When it comes to possible solutions to the problems identified, there is a tendency to try to avoid very specific local conditions by resorting to consultant forms of discourse. Hence, there is a need to ‘improve human capital’ but no real indication of how that is to take place, who will be responsible for it and how it will be funded. Nearly all solutions are strictly national in scale and there is little or no sense that cross-border organizations such as the Food and Agriculture Organization of the United Nations or the GMS Secretariat might be able to play a role.

Data reported are now a couple of years old, which is unavoidable for a publication of this sort which has organized research teams to do the work on what is presumably an academic timescale.
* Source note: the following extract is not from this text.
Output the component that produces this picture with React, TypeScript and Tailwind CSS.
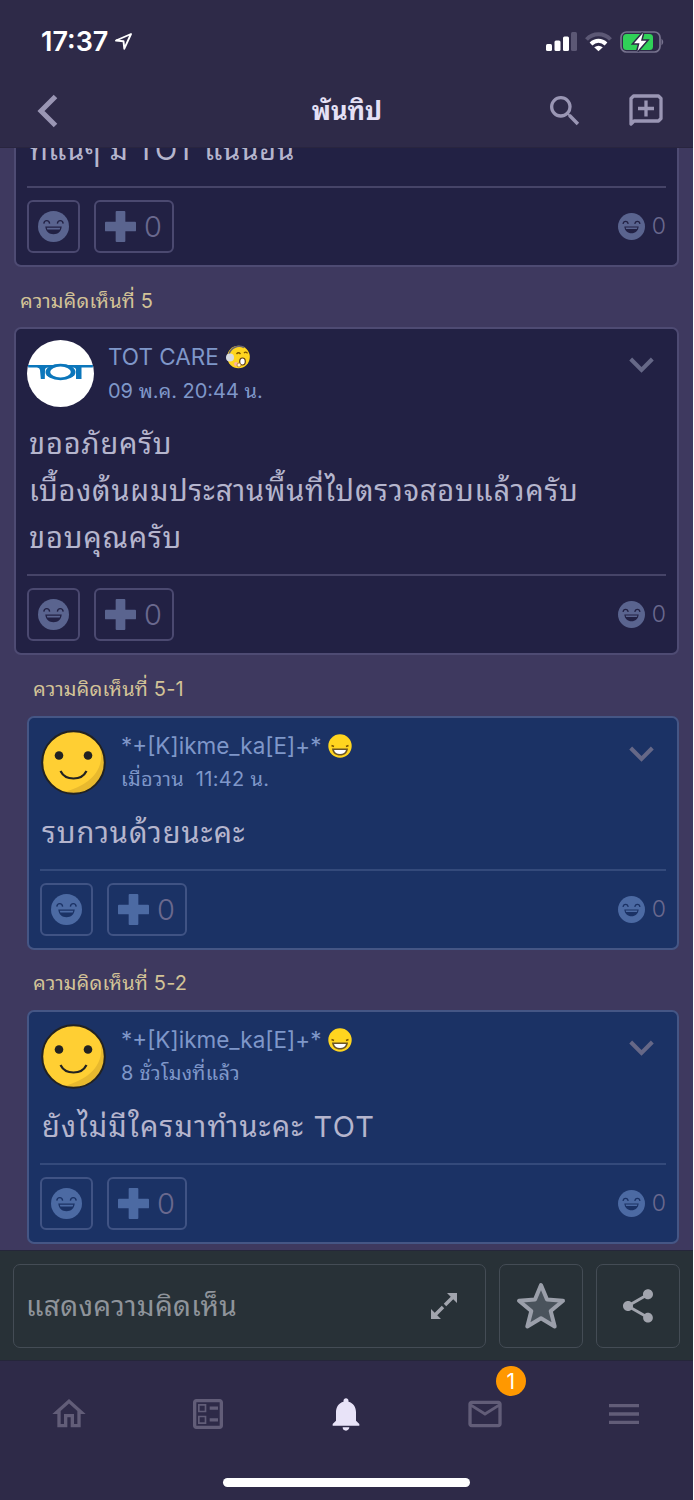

It does mean some relevant and predictable events are not addressed, such as the opening of the Boten-Vientiane (Chian-Laos) high-speed railway, which greatly reduces the time necessary for exporting goods and which will, one day, be extended to Bangkok and beyond (ultimately Kunming-Singapore). I would also liked to have seen a brief concluding chapter summarizing the state of knowledge and proposing a future research agenda based on the findings reported in the book. Nevertheless, this is a sold body of work, which sheds light on the current situation of agricultural exports from the GMS to China. It will be of use to policy-makers and specialists in this area and, also, probably to companies looking for new markets for their various extension-type services.

 

[i] Porter, Michael E. (1985). Competitive Advantage: Creating and Sustaining Superior Performance. New York, NY: Free Press.